I work on all types of banking and finance transactions, with a particular focus in complex multijurisdictional financings. 

Roughly 50 percent of the deals I work on involve some cross-border aspects. That is when I get to collaborate with finance colleagues around the world, which I very much enjoy. One day, I may be dealing with the UK takeover code requirements. The next day, a deal may involve equitable subordination in Germany. I work closely with finance partners in Germany, France, and the UK. We also benefit from comparing notes on covenants and the structuring of deals. It’s really the variety of matters I get to dig in on that makes things fun, especially with outstanding colleagues across the globe. 

How did you choose this practice area?

Practicing banking and finance at Weil was a no-brainer. The attorneys here opened their doors to me and I found the work super interesting. The market is constantly evolving, and we get to be at the cutting edge of exciting transactions, financings, and liability management—no day is the same, and we are constantly learning and improving. I wanted to be at a law firm where I could do the type of work that most interested me and be a part of high-profile deals, but I also wanted to be around people that I enjoy. You need to have people who are rooting for you, and I found that in the Banking & Finance practice. 

What is a typical day like and/or what are some common tasks you perform?

For corporate finance lawyers, the day to day is going to be full of negotiations, advising clients, and keeping up with market and deal terms. But, of course, it also varies. Sitting across from a top-tier sponsor on a leveraged buyout will be very different than advising on a middle-market corporate deal, which will be much different than assisting on a debtor-in-possession financing, so you have to be ready to switch gears quickly. The dynamic nature really keeps you sharp and on your toes. If every day was cookie cutter, I would be bored. By having some high-profile matters in different spheres, we achieve a nice ebb and flow as well as a helpful leveraging across practices and practice groups.

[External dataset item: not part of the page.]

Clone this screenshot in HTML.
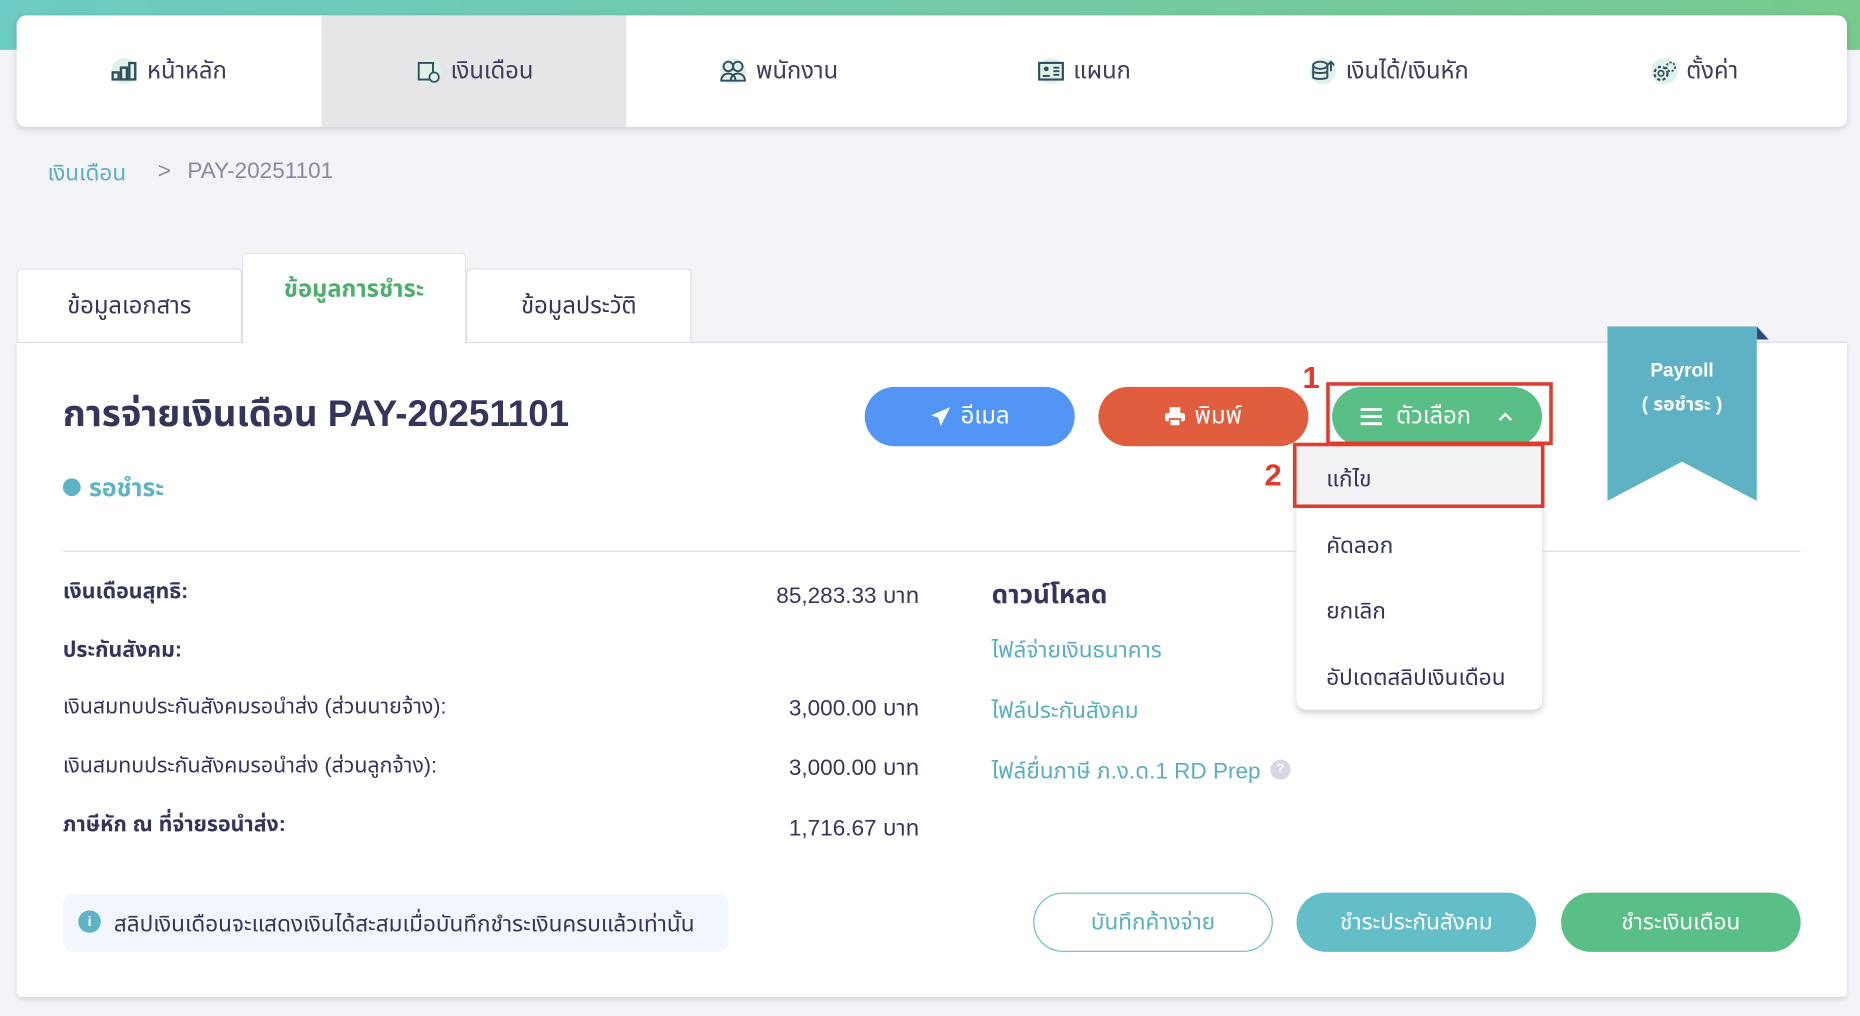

What training, classes, experience, or skills development would you recommend to someone who wishes to enter your practice area?

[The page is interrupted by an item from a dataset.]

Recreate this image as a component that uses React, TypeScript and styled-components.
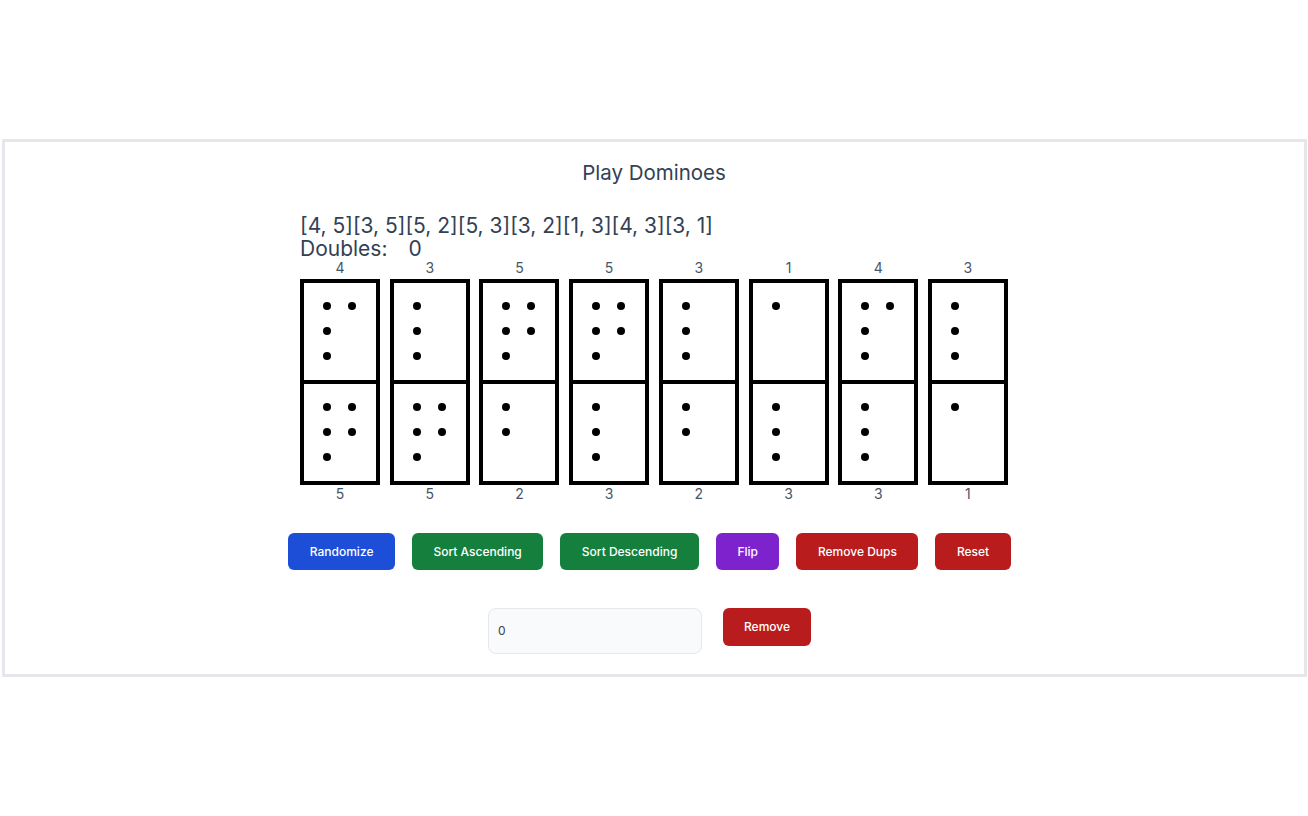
import styled, { createGlobalStyle } from "styled-components";

const dominoes: [number, number][] = [
  [4, 5],
  [3, 5],
  [5, 2],
  [5, 3],
  [3, 2],
  [1, 3],
  [4, 3],
  [3, 1],
];

const GlobalStyle = createGlobalStyle`
  html, body {
    margin: 0;
    padding: 0;
    background: #ffffff;
    font-family: Inter, "Noto Sans", sans-serif;
  }
`;

type Tone = "blue" | "green" | "purple" | "red";

const tones: Record<Tone, string> = {
  blue: "#1d4ed8",
  green: "#15803d",
  purple: "#7e22ce",
  red: "#b91c1c",
};

const buttons: { label: string; tone: Tone }[] = [
  { label: "Randomize", tone: "blue" },
  { label: "Sort Ascending", tone: "green" },
  { label: "Sort Descending", tone: "green" },
  { label: "Flip", tone: "purple" },
  { label: "Remove Dups", tone: "red" },
  { label: "Reset", tone: "red" },
];

const Pips = ({ value }: { value: number }) => (
  <SPips>
    {Array.from({ length: value }).map((_, i) => (
      <SPip key={i} />
    ))}
  </SPips>
);

const Domino = ({ top, bottom }: { top: number; bottom: number }) => (
  <SDomino>
    <SLabel>{top}</SLabel>
    <STile>
      <SHalf $divider>
        <Pips value={top} />
      </SHalf>
      <SHalf>
        <Pips value={bottom} />
      </SHalf>
    </STile>
    <SLabel>{bottom}</SLabel>
  </SDomino>
);

export default function App() {
  const doubles = dominoes.filter(([a, b]) => a === b).length;
  return (
    <>
      <GlobalStyle />
      <SPage>
        <SBox>
          <STitle>Play Dominoes</STitle>
          <SBoard>
            <SText>{dominoes.map(([a, b]) => `[${a}, ${b}]`).join("")}</SText>
            <SText>
              Doubles:<SCount>{doubles}</SCount>
            </SText>
            <SRow>
              {dominoes.map(([a, b], i) => (
                <Domino key={i} top={a} bottom={b} />
              ))}
            </SRow>
          </SBoard>
          <SActions>
            {buttons.map((b) => (
              <SButton key={b.label} $tone={b.tone}>
                {b.label}
              </SButton>
            ))}
          </SActions>
          <SRemoveRow>
            <SInput defaultValue="0" />
            <SButton $tone="red">Remove</SButton>
          </SRemoveRow>
        </SBox>
      </SPage>
    </>
  );
}

const SPage = styled.div`
  min-height: 100vh;
  display: flex;
  align-items: center;
  justify-content: center;
`;

const SBox = styled.div`
  box-sizing: border-box;
  width: 1305px;
  border: 3px solid #e5e7eb;
  padding: 17px 0 20px;
  display: flex;
  flex-direction: column;
  align-items: center;
`;

const STitle = styled.h1`
  margin: 0;
  font-size: 20.5px;
  line-height: 28px;
  font-weight: 400;
  color: #334155;
`;

const SBoard = styled.div`
  width: 708px;
  margin-top: 26.5px;
  display: flex;
  flex-direction: column;
`;

const SText = styled.div`
  font-size: 21px;
  line-height: 23px;
  color: #334155;
`;

const SCount = styled.span`
  margin-left: 21px;
`;

const SRow = styled.div`
  display: flex;
  justify-content: space-between;
`;

const SDomino = styled.div`
  display: flex;
  flex-direction: column;
  align-items: center;
  width: 80px;
`;

const SLabel = styled.span`
  font-size: 14px;
  height: 19px;
  color: #475569;
  &:first-child {
    line-height: 16px;
  }
  &:last-child {
    height: auto;
    line-height: 17px;
  }
`;

const STile = styled.div`
  box-sizing: border-box;
  width: 80px;
  height: 206px;
  border: 4px solid #000;
  display: flex;
  flex-direction: column;
  background: #fff;
`;

const SHalf = styled.div<{ $divider?: boolean }>`
  flex: 1;
  display: flex;
  align-items: center;
  padding-left: 19px;
  border-bottom: ${(p) => (p.$divider ? "4px solid #000" : "none")};
`;

const SPips = styled.div`
  display: grid;
  grid-auto-flow: column;
  grid-template-rows: repeat(3, 8px);
  grid-auto-columns: 8px;
  gap: 17px;
`;

const SPip = styled.span`
  width: 8px;
  height: 8px;
  border-radius: 50%;
  background: #000;
`;

const SActions = styled.div`
  display: flex;
  gap: 17px;
  margin-top: 31px;
  padding-right: 9px;
`;

const SButton = styled.button<{ $tone: Tone }>`
  height: 37px;
  padding: 0 21.5px;
  border: none;
  border-radius: 6px;
  background: ${(p) => tones[p.$tone]};
  color: #fff;
  font-family: Inter, "Noto Sans", sans-serif;
  font-size: 12px;
  font-weight: 500;
  cursor: pointer;
`;

const SRemoveRow = styled.div`
  display: flex;
  align-items: flex-start;
  gap: 21px;
  margin-top: 38px;
  padding-right: 9px;

  ${SButton} {
    width: 88px;
    height: 38px;
    padding: 0;
  }
`;

const SInput = styled.input`
  box-sizing: border-box;
  width: 214px;
  height: 46px;
  padding: 0 9px;
  border: 1px solid #e5e7eb;
  border-radius: 8px;
  background: #f9fafb;
  color: #374151;
  font-family: Inter, "Noto Sans", sans-serif;
  font-size: 12px;
  outline: none;
`;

I think some people assume that going into a finance practice means you need to have accounting training or a business school background, but that is not true. You need to find a place that's going to invest in your training and development by integrating you into their deals. It can be nice to have your name on deals, but if you are not invited to calls or getting drafting experience, you are really missing out. At Weil, you learn by osmosis from the mentors and teachers you have thoughtfully chosen, so you want to be at a firm where junior associates are in the mix. 

What is unique about your practice area at your firm?

There are a lot of firms that do only borrower-side work, lender-side work, or restructuring work. Weil is one of the few top law firms that does all three. I think it is beneficial for young attorneys to see how those practices interrelate with one another and learn about different perspectives, different markets, and different negotiating tactics. We expect a lot from our young lawyers—we throw them into the mix really early—and we also place a big emphasis on providing the right mentors. That exposure provides them with highly challenging work and the tools to get it done right.

What kinds of experience can summer associates gain at this practice area at your firm?

I want to staff a summer associate on all of my matters, and I treat them exactly as I would a first-, second-, or third-year associate. Obviously, they will initially have less experience, but they learn quickly. 

A lot of law firms go one of two ways when it comes to summer programs: they either run a summer-camp-style program, where you do not get to see what the actual work is like, or they expect you to work constantly without getting to know anybody. 

Weil is right down the center. We really want people to have an excellent time, but we also want them to know exactly what it is like to practice here. 

What are some typical career paths for lawyers in this practice area?

Of course, there is the traditional path to law firm partner, but not everyone is going to want to make partner in a banking and finance practice. Some people may prefer to look at in-house opportunities or on the business side to try something new. Weil lawyers have done all kinds of things. Amongst other opportunities, a banking attorney can work for private equity sponsors on their capital market desk or investment banks in their legal or business functions, or become more of a generalist in-house at a corporation. 

We have a strong alumni network at Weil, which is vital. Some of my best friends are alumni of the Weil Banking & Finance practice. One of the best things at Weil is that you can chart your own adventure. The skills you learn here and the relationships you gain are all very translatable.

How do you prepare for a negotiation?

I always want to be well prepared and strike a very respectful tone. The strategy I pursue will vary depending on who is across the table, but I think it is important to find win-win scenarios. It doesn’t help to make anyone look bad. You want to present your case in a way that is thoughtful and takes into account everyone who is on the call. 

The Weil Banking & Finance practice prides itself on being collaborative and friendly. When the dust settles, we want the other side to come away with a good impression. The finance community is very small, so you could easily get tagged as someone who is difficult to work with. That’s something we absolutely try to avoid, while still vigorously advocating for our clients. 

 

Justin Lee is a partner in Weil's Banking & Finance practice based in New York. He advises institutional lenders, loan funds, asset managers, and corporate borrowers on all types of bank financing transactions, including complex multijurisdictional financings. He has significant experience advising on asset-based loans, investment-grade lending, cross-border and domestic acquisitions, middle-market and large-cap financings, bridge loans, restructurings, working capital facilities, and subordinated and second lien financings.

Justin is recognized as a “Rising Star” for Banking in the U.S. by IFLR1000 and recommended for Bank Lending by Legal 500 US. He was named a 2020 “Rising Star” for Banking by Law360, among The M&A Advisor’s 2020 Emerging Leaders, and a 2020 “Rising Star” by the New York Law Journal. New York Super Lawyers selected Justin as a “Rising Star” in Banking, 2016-2019. Justin was named to the LGBTQ+ Bar’s 2022 “Best LGBTQ+ Lawyers Under 40” list.

Justin received his law degree from New York University School of Law in 2009, where he served as Symposium Editor for the NYU Journal of Law & Business. He received his B.A. from New York University in 2006, where he graduated magna cum laude and was elected to Phi Beta Kappa.